In Paradise Lost, John Milton reminds us that the early Christians identified Limbo as a temporal, physical border place for souls to linger between Heaven and Hell, instead of its contemporary understanding of a metaphorical state of uncertainty. Today, the healthcare community appears to be lingering in the latter.
Since Congress has adjourned for the remainder of the summer without having passed healthcare reform--much to President Obama's dismay--many questions remain. Leaving the entire month of August to ponder issues, such as: Will the government include a public insurance option? Will small businesses be required to provide insurance, and will that equate to more layoffs? How will the U.S. cover those additional costs, and will it mean widespread tax increases? Will comparative-effectiveness research be packaged into the reform bill, and would that equate to a government mandate of certain practices? What will happen to the current sustainable growth rate policy?
Although many of these questions permeate our minds and consume the 24-hour news cycle, most clinicians and professional medical associations--like the ACC--agree that changes must occur to cut costs and provide more coverage.
When a bill passes, the new policies will undoubtedly mean broad changes across the entire healthcare community. Meanwhile in the cardiovascular realm, major trials have been published and new treatments have received regulatory approval over the past year. Yet, it remains to be seen if these new data and therapies will have an effect in clinical practice.

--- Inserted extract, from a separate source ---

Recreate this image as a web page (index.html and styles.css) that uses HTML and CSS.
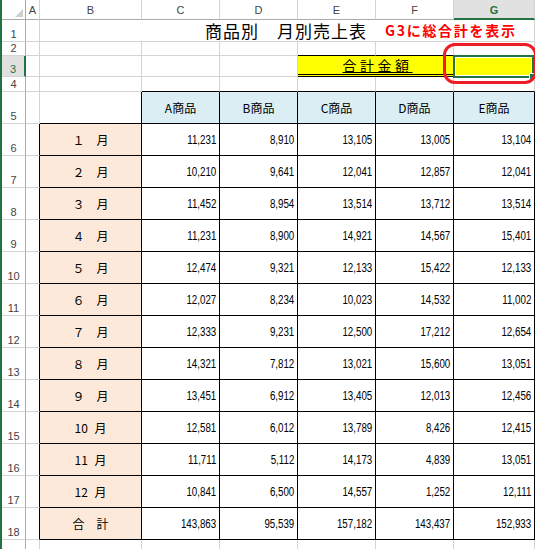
FILE: index.html
```html
<!DOCTYPE html>
<html lang="ja">
<head>
<meta charset="utf-8">
<title>商品別 月別売上表</title>
<link rel="stylesheet" href="styles.css">
</head>
<body>
<div class="sheet">
  <!-- column headers -->
  <div class="corner"><span class="tri"></span></div>
  <div class="ch">A</div><div class="ch">B</div><div class="ch">C</div><div class="ch">D</div><div class="ch">E</div><div class="ch">F</div><div class="ch sel">G</div>

  <!-- row 1 -->
  <div class="rh">1</div><div class="c"></div>
  <div class="c span6 titlecell"><span class="title">商品別　月別売上表</span><span class="note">G3に総合計を表示</span></div>

  <!-- row 2 -->
  <div class="rh">2</div><div class="c"></div><div class="c"></div><div class="c"></div><div class="c"></div><div class="c bb"></div><div class="c bb"></div><div class="c"></div>

  <!-- row 3 -->
  <div class="rh sel">3</div><div class="c"></div><div class="c"></div><div class="c"></div><div class="c"></div>
  <div class="c total">合計金額</div>
  <div class="c g3"><span class="selbox"></span><span class="handle"></span></div>

  <!-- row 4 -->
  <div class="rh">4</div><div class="c"></div><div class="c"></div><div class="c bb"></div><div class="c bb"></div><div class="c bb"></div><div class="c bb"></div><div class="c bb"></div>

  <!-- row 5 -->
  <div class="rh">5</div><div class="c"></div><div class="c br bb"></div>
  <div class="c t hd">A商品</div><div class="c t hd">B商品</div><div class="c t hd">C商品</div><div class="c t hd">D商品</div><div class="c t hd">E商品</div>

  <div class="rh">6</div><div class="c br"></div><div class="c t mon">１　月</div>
  <div class="c t num"><span>11,231</span></div><div class="c t num"><span>8,910</span></div><div class="c t num"><span>13,105</span></div><div class="c t num"><span>13,005</span></div><div class="c t num"><span>13,104</span></div>

  <div class="rh">7</div><div class="c br"></div><div class="c t mon">２　月</div>
  <div class="c t num"><span>10,210</span></div><div class="c t num"><span>9,641</span></div><div class="c t num"><span>12,041</span></div><div class="c t num"><span>12,857</span></div><div class="c t num"><span>12,041</span></div>

  <div class="rh">8</div><div class="c br"></div><div class="c t mon">３　月</div>
  <div class="c t num"><span>11,452</span></div><div class="c t num"><span>8,954</span></div><div class="c t num"><span>13,514</span></div><div class="c t num"><span>13,712</span></div><div class="c t num"><span>13,514</span></div>

  <div class="rh">9</div><div class="c br"></div><div class="c t mon">４　月</div>
  <div class="c t num"><span>11,231</span></div><div class="c t num"><span>8,900</span></div><div class="c t num"><span>14,921</span></div><div class="c t num"><span>14,567</span></div><div class="c t num"><span>15,401</span></div>

  <div class="rh">10</div><div class="c br"></div><div class="c t mon">５　月</div>
  <div class="c t num"><span>12,474</span></div><div class="c t num"><span>9,321</span></div><div class="c t num"><span>12,133</span></div><div class="c t num"><span>15,422</span></div><div class="c t num"><span>12,133</span></div>

  <div class="rh">11</div><div class="c br"></div><div class="c t mon">６　月</div>
  <div class="c t num"><span>12,027</span></div><div class="c t num"><span>8,234</span></div><div class="c t num"><span>10,023</span></div><div class="c t num"><span>14,532</span></div><div class="c t num"><span>11,002</span></div>

  <div class="rh">12</div><div class="c br"></div><div class="c t mon">７　月</div>
  <div class="c t num"><span>12,333</span></div><div class="c t num"><span>9,231</span></div><div class="c t num"><span>12,500</span></div><div class="c t num"><span>17,212</span></div><div class="c t num"><span>12,654</span></div>

  <div class="rh">13</div><div class="c br"></div><div class="c t mon">８　月</div>
  <div class="c t num"><span>14,321</span></div><div class="c t num"><span>7,812</span></div><div class="c t num"><span>13,021</span></div><div class="c t num"><span>15,600</span></div><div class="c t num"><span>13,051</span></div>

  <div class="rh">14</div><div class="c br"></div><div class="c t mon">９　月</div>
  <div class="c t num"><span>13,451</span></div><div class="c t num"><span>6,912</span></div><div class="c t num"><span>13,405</span></div><div class="c t num"><span>12,013</span></div><div class="c t num"><span>12,456</span></div>

  <div class="rh">15</div><div class="c br"></div><div class="c t mon">10 月</div>
  <div class="c t num"><span>12,581</span></div><div class="c t num"><span>6,012</span></div><div class="c t num"><span>13,789</span></div><div class="c t num"><span>8,426</span></div><div class="c t num"><span>12,415</span></div>

  <div class="rh">16</div><div class="c br"></div><div class="c t mon">11 月</div>
  <div class="c t num"><span>11,711</span></div><div class="c t num"><span>5,112</span></div><div class="c t num"><span>14,173</span></div><div class="c t num"><span>4,839</span></div><div class="c t num"><span>13,051</span></div>

  <div class="rh">17</div><div class="c br"></div><div class="c t mon">12 月</div>
  <div class="c t num"><span>10,841</span></div><div class="c t num"><span>6,500</span></div><div class="c t num"><span>14,557</span></div><div class="c t num"><span>1,252</span></div><div class="c t num"><span>12,111</span></div>

  <div class="rh">18</div><div class="c br"></div><div class="c t mon">合　計</div>
  <div class="c t num"><span>143,863</span></div><div class="c t num"><span>95,539</span></div><div class="c t num"><span>157,182</span></div><div class="c t num"><span>143,437</span></div><div class="c t num"><span>152,933</span></div>

  <!-- row 19 -->
  <div class="rh">19</div><div class="c"></div><div class="c"></div><div class="c"></div><div class="c"></div><div class="c"></div><div class="c"></div><div class="c"></div>

  <span class="oval"></span>
</div>
</body>
</html>
```

FILE: styles.css
```css
html, body {
  margin: 0;
  padding: 0;
  background: #fff;
  overflow: hidden;
}

body {
  width: 537px;
  height: 549px;
  font-family: "Noto Sans CJK JP", "Liberation Sans", sans-serif;
  color: #000;
}

.sheet {
  position: relative;
  display: grid;
  grid-template-columns: 24px 14px 102px 78px 78px 78px 78px 81px;
  grid-template-rows: 20px 22px 14px 21px 15px repeat(15, 32px);
  width: 535px;
  height: 549px;
  box-sizing: border-box;
  border-left: 2px solid #217346;
  overflow: hidden;
}

.sheet > div {
  box-sizing: border-box;
  border-right: 1px solid #d4d4d4;
  border-bottom: 1px solid #d4d4d4;
  min-width: 0;
}

/* headers */
.corner {
  display: flex;
  justify-content: flex-end;
  align-items: flex-end;
  padding: 0 2px 2px 0;
  border-right-color: #ababab !important;
  border-bottom-color: #ababab !important;
}

.tri {
  width: 0;
  height: 0;
  border-left: 8px solid transparent;
  border-bottom: 8px solid #cfcfcf;
}

.ch {
  display: flex;
  justify-content: center;
  align-items: flex-end;
  padding-bottom: 3px;
  font-family: "Liberation Sans", sans-serif;
  font-size: 11px;
  line-height: 1;
  color: #444;
  border-bottom-color: #ababab !important;
}

.ch.sel {
  background: #e1e1e1;
  border-bottom: 2px solid #217346 !important;
  color: #217346;
  font-weight: 700;
  padding-bottom: 2px;
}

.rh {
  display: flex;
  justify-content: center;
  align-items: flex-end;
  padding-bottom: 1px;
  font-family: "Liberation Sans", sans-serif;
  font-size: 11px;
  line-height: 1;
  color: #444;
  border-right-color: #ababab !important;
}

.rh.sel {
  background: #e1e1e1;
  border-right: 2px solid #217346 !important;
  color: #217346;
}

/* borders */
.bb { border-bottom-color: #000 !important; }
.br { border-right-color: #000 !important; }
.t {
  border-right-color: #000 !important;
  border-bottom-color: #000 !important;
}

/* title row */
.span6 { grid-column: span 6; }

.titlecell {
  display: flex;
  align-items: flex-end;
  padding-left: 165px;
  white-space: nowrap;
}

.title {
  width: 180px;
  flex: none;
  font-size: 17px;
  letter-spacing: 1px;
  line-height: 1;
  padding-bottom: 2px;
}

.note {
  flex: none;
  color: #ff0000;
  font-weight: 700;
  font-size: 14px;
  letter-spacing: 1.7px;
  line-height: 1;
  padding-bottom: 4px;
}

/* total label and G3 */
.total {
  grid-column: span 2;
  background: #ffff00;
  border-bottom: 3px double #000 !important;
  display: flex;
  justify-content: center;
  align-items: center;
  font-size: 14px;
  letter-spacing: 3.5px;
  padding-left: 4px;
  text-decoration: underline;
  text-underline-offset: 1px;
  white-space: nowrap;
}

.g3 {
  position: relative;
  background: #ffff00;
}

.selbox {
  position: absolute;
  left: -1px;
  top: -1px;
  width: 81px;
  height: 23px;
  box-sizing: border-box;
  border: 2px solid #217346;
  box-shadow: inset 0 0 0 1px #fff;
  z-index: 2;
}

.handle {
  position: absolute;
  left: 75px;
  top: 17px;
  width: 7px;
  height: 7px;
  box-sizing: border-box;
  background: #217346;
  border: 1px solid #fff;
  z-index: 3;
}

/* table cells */
.hd {
  background: #daeef3;
  display: flex;
  justify-content: center;
  align-items: center;
  font-size: 12px;
  white-space: nowrap;
}

.mon {
  background: #fde9d9;
  display: flex;
  justify-content: center;
  align-items: center;
  font-size: 12px;
  white-space: pre;
  word-spacing: 4px;
}

.num {
  display: flex;
  justify-content: flex-end;
  align-items: center;
  padding-right: 3px;
  font-family: "Liberation Sans", sans-serif;
  font-size: 12.5px;
  white-space: nowrap;
}

.num span {
  display: inline-block;
  transform: scaleX(0.78);
  transform-origin: right center;
}

/* annotation */
.oval {
  position: absolute;
  left: 441px;
  top: 43px;
  width: 94px;
  height: 41px;
  box-sizing: border-box;
  border: 3px solid #ee1c25;
  border-radius: 12px;
  z-index: 4;
  pointer-events: none;
}
```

With the official availability of prasugrel, branded as Effient, about 45 percent of interventionalists said they would use the anticoagulant less than 25 percent of the time for acute-MI patients, according to a Cardiovascular Research Technologies (CRT) poll. Due to the highly publicized bleeding risks in TRITON-TIMI, many clinicians may wait to see how the drug performs in real-life practice, which may mean slow adoption rates
Almost a year has passed since HORIZONS AMI was presented at last year's TCT, and Medicines Company has just started to see the benefits of the trial's positive results using Angiomax (bivalirudin) in STEMI patients, compared with the long-standing gold-standard, heparin. This week, the company reported a second quarter jump in Angiomax profits of 17 percent in the U.S., and 96 percent internationally.
What the effect will be of the FDA's approval of a new statin on the U.S. market--Kowa's Livalo (pitavastatin)--or the longer-term effects of BARI 2D or SYNTAX remains to be seen, as we remain in this constant state of Limbo. Despite Milton's harsh words for those in this state, hopefully, our very souls are not wrapped up in these processes, and some healthy foolishness can ensue in the waning days of summer.